5.6 Additional File 6: Initial Implemented OpenTox Algorithms
Algorithm web services are key components of the overall OpenTox Framework and also important parts of Use Case-related implementations, as they are responsible for data manipulation, descriptor calculation and selection, reduction of dimensionality, and most importantly generation of regression and classification (Q)SAR models. All algorithm services accept a dataset as input, so they assume the existence of a dataset service. Algorithms that have been included in the initial prototype are summarised here and can be grouped in four categories: descriptor calculation algorithms, classification and regression algorithms, clustering algorithms and feature selection algorithms.

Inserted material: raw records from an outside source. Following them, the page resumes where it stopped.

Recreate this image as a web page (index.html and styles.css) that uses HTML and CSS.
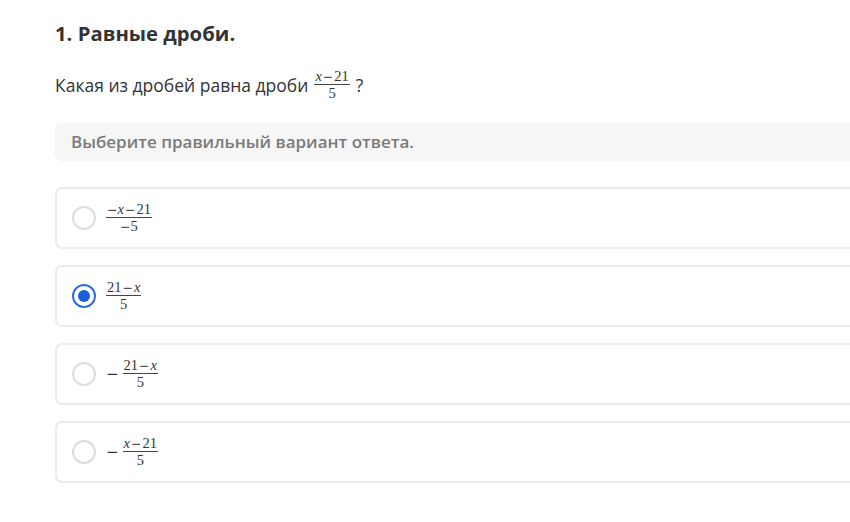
FILE: index.html
```html
<!DOCTYPE html>
<html lang="ru">
<head>
    <meta charset="UTF-8">
    <meta name="viewport" content="width=device-width, initial-scale=1.0">
    <title>Равные дроби</title>
    <link rel="stylesheet" href="styles.css">
</head>
<body>
<div class="task">
    <h2 class="task_title">1. Равные дроби.</h2>
    <p class="task_question">Какая из дробей равна дроби
        <span class="frac"><span class="num"><i>x</i><span class="op">−</span>21</span><span class="den">5</span></span> ?</p>
    <div class="hint">Выберите правильный вариант ответа.</div>

    <div class="options">
        <label class="option">
            <span class="radio"></span>
            <span class="math"><span class="frac"><span class="num"><span class="sign">−</span><i>x</i><span class="op">−</span>21</span><span class="den"><span class="sign">−</span>5</span></span></span>
        </label>
        <label class="option">
            <span class="radio checked"></span>
            <span class="math"><span class="frac"><span class="num">21<span class="op">−</span><i>x</i></span><span class="den">5</span></span></span>
        </label>
        <label class="option">
            <span class="radio"></span>
            <span class="math"><span class="minus">−</span><span class="frac"><span class="num">21<span class="op">−</span><i>x</i></span><span class="den">5</span></span></span>
        </label>
        <label class="option">
            <span class="radio"></span>
            <span class="math"><span class="minus">−</span><span class="frac"><span class="num"><i>x</i><span class="op">−</span>21</span><span class="den">5</span></span></span>
        </label>
    </div>
</div>
</body>
</html>
```

FILE: styles.css
```css
body {
    margin: 0;
    background: #fff;
    font-family: "Open Sans", Lato, sans-serif;
    color: #333;
    overflow: hidden;
}
.task {
    width: 840px;
    padding: 18px 0 0 55px;
}
.task_title {
    margin: 0;
    font-size: 20.3px;
    font-weight: 700;
    line-height: 30px;
    color: #333;
}
.task_question {
    margin: 22px 0 0 0;
    font-size: 17.5px;
    line-height: 30px;
    display: flex;
    align-items: center;
    gap: 6px;
}
.hint {
    margin-top: 23px;
    height: 38px;
    line-height: 38px;
    padding-left: 16px;
    background: #f6f6f6;
    border-radius: 6px 0 0 6px;
    color: #7a7a7a;
    font-weight: 600;
    font-size: 17px;
}
.options {
    margin-top: 26px;
    display: flex;
    flex-direction: column;
    gap: 16px;
}
.option {
    height: 58px;
    border: 2px solid #ebebeb;
    border-radius: 7px;
    display: flex;
    align-items: center;
    padding-left: 15px;
    gap: 10px;
}
.radio {
    width: 20px;
    height: 20px;
    border: 2px solid #dcdcdc;
    border-radius: 50%;
    background: #fff;
    display: flex;
    align-items: center;
    justify-content: center;
}
.radio.checked {
    border-color: #2f6fd8;
}
.radio.checked::after {
    content: "";
    width: 12px;
    height: 12px;
    border-radius: 50%;
    background: #1b5fd9;
}
.math {
    display: flex;
    align-items: center;
    gap: 4px;
    font-family: "Liberation Serif", "DejaVu Serif", serif;
    color: #333;
}
.minus {
    font-family: "DejaVu Serif", serif;
    font-size: 15px;
}
.frac {
    display: inline-flex;
    flex-direction: column;
    align-items: center;
    font-family: "Liberation Serif", "DejaVu Serif", serif;
    font-size: 14.5px;
    line-height: 13px;
    color: #333;
}
.frac .num {
    padding: 0 1px 1px;
    border-bottom: 1px solid #444;
}
.frac .den {
    padding-top: 2px;
}
.frac .op {
    font-family: "DejaVu Serif", serif;
    font-size: 12.5px;
    margin: 0 1px;
}
.frac .sign {
    font-family: "DejaVu Serif", serif;
    font-size: 12.5px;
}
.frac i {
    font-style: italic;
}
```
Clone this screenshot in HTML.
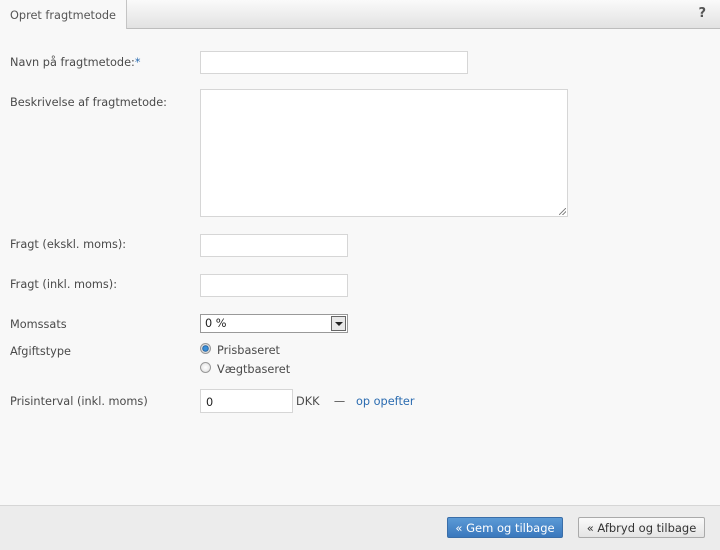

5.6.1Descriptor Calculation Algorithms
This category currently includes algorithms which calculate descriptors that represent chemical structures. There are two different types of molecular descriptors, namely physico-chemical and (sub-)structural descriptors. In the group of structural and sub-structural descriptors, five algorithms have been implemented (FreeTreeMiner, fminer, gSpan [80,81], MakeMNA [82], MakeQNA [83]). We have also prototyped two sets of descriptor calculation algorithms that belong to the group of physico-chemical descriptors, namely the Chemistry Development Toolkit (CDK) and JOELib [84], [85]. OpenBabel has not been implemented yet as a separate software component, but it is implicitly used in the fminer descriptor calculation implementation for sub-structure matching.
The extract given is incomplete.